If so, then the hoo ha from EDC over the 1900 new jobs if Flushing Commons is built, is put in a remarkably different light-and underscores just how the agency trumpets collateral benefits while totally ignoring collateral damages in its projects. And the collateral damages are always bone by the city's most vulnerable small business sector. And EDC covers this fact up with collusion from pocket-sized consultants.

As Hunter concludes: "In the end, EDC’s argument for “no adverse impact” is not based on any quantitative data or real analysis of the Flushing business community. It rests on an unsubstantiated assumption: the belief that national chain retail in Downtown Flushing will not compete with existing businesses because the “goods and services will not overlap with local shops” (3-32). This study shows that more than 450 businesses within a half mile of the Flushing Commons site sell goods and services that will directly overlap and compete with the proposed development."

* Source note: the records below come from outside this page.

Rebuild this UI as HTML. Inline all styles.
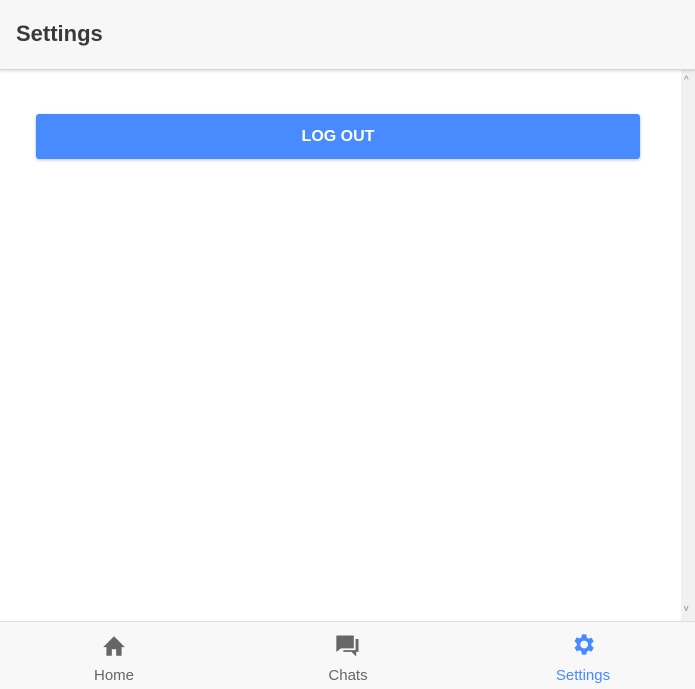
<!DOCTYPE html>
<html><head><style>
body{margin:0;width:695px;height:688px;position:relative;overflow:hidden;background:#fff;font-family:"Liberation Sans",sans-serif;}
.hdr{position:absolute;left:0;top:0;width:695px;height:69px;background:#f7f7f7;border-bottom:1px solid #d8d8d8;box-shadow:0 1px 3px rgba(0,0,0,.15);z-index:2}
.hdr span{position:absolute;left:16px;top:21px;font-size:22px;font-weight:bold;color:#3a3a3a;}
.sb{position:absolute;left:681px;top:69px;width:14px;height:552px;background:#f1f1f1;}
.btn{position:absolute;left:36px;top:114px;width:604px;height:45px;background:#488aff;border-radius:3px;box-shadow:0 1px 3px rgba(0,0,0,.25);color:#fff;font-size:16px;font-weight:bold;text-align:center;line-height:45px;}
.tab{position:absolute;left:0;top:621px;width:695px;height:67px;background:#f8f8f8;border-top:1px solid #ddd;}
.t{position:absolute;top:0;width:228px;text-align:center;font-size:15px;color:#666;}
.t svg{display:block;margin:11px auto 8px;}
</style></head><body>
<div class="hdr"><span>Settings</span></div>
<div class="sb"><div style="position:absolute;left:3px;top:6px;font-size:10px;color:#888">^</div><div style="position:absolute;left:3px;top:534px;font-size:9px;color:#888">v</div></div>
<div class="btn">LOG OUT</div>
<div class="tab">
<div class="t" style="left:0"><svg width="26" height="26" viewBox="0 0 24 24"><path fill="#666" d="M10 21v-6h4v6h5v-8h3L12 3 2 13h3v8z"/></svg>Home</div>
<div class="t" style="left:234px"><svg width="28" height="28" viewBox="0 0 24 24" style="margin-top:10px;margin-bottom:7px"><path fill="#666" d="M2 3h15v11H6l-4 3z"/><path fill="#666" d="M18.5 6H21v11h-2v4l-4-4H8v-1.5h10.5z"/></svg>Chats</div>
<div class="t" style="left:469px;color:#488aff"><svg width="28" height="27" viewBox="0 0 24 24" style="margin-top:9px;margin-bottom:9px"><path fill="#488aff" d="M19.4 13c.04-.33.1-.66.1-1s-.06-.67-.1-1l2.1-1.650-2-3.46-2.5 1c-.52-.4-1.08-.73-1.7-.98L15 3h-4l-.38 2.65c-.62.25-1.180.58-1.7.98l-2.5-1-2 3.46L6.5 11c-.04.33-.1.66-.1 1s.06.67.1 1l-2.1 1.65 2 3.46 2.5-1c.52.4 1.08.73 1.7.98L11 21h4l.38-2.65c.62-.25 1.18-.58 1.7-.98l2.5 1 2-3.46zM13 15.5a3.5 3.5 0 110-7 3.5 3.5 0 010 7z"/></svg>Settings</div>
</div>
</body></html>
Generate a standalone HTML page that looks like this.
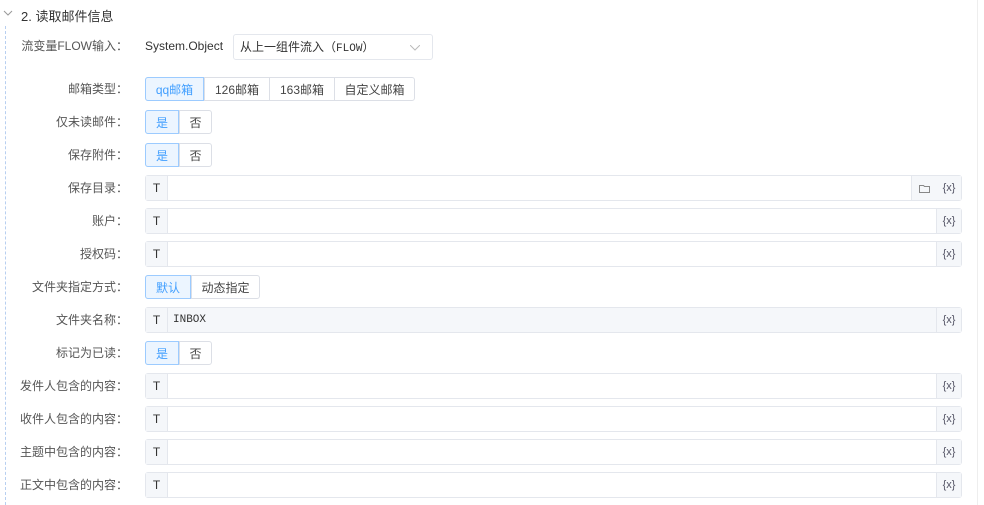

So, given the fact that there is a real chance of a significant risk to the Flushing small business community-and 1800 jobs-if Flushing Commons is built; and given the fact that it is the retail component of the project that will have the most deleterious impact on both traffic and parking, what makes the most sense here is to dramatically downscale the retail at the development in order to mitigate the harmful impacts that we have delineated. That, Amanda Burden, would be closer to true sustainability; and not the faux variety that you and the mayor are peddling.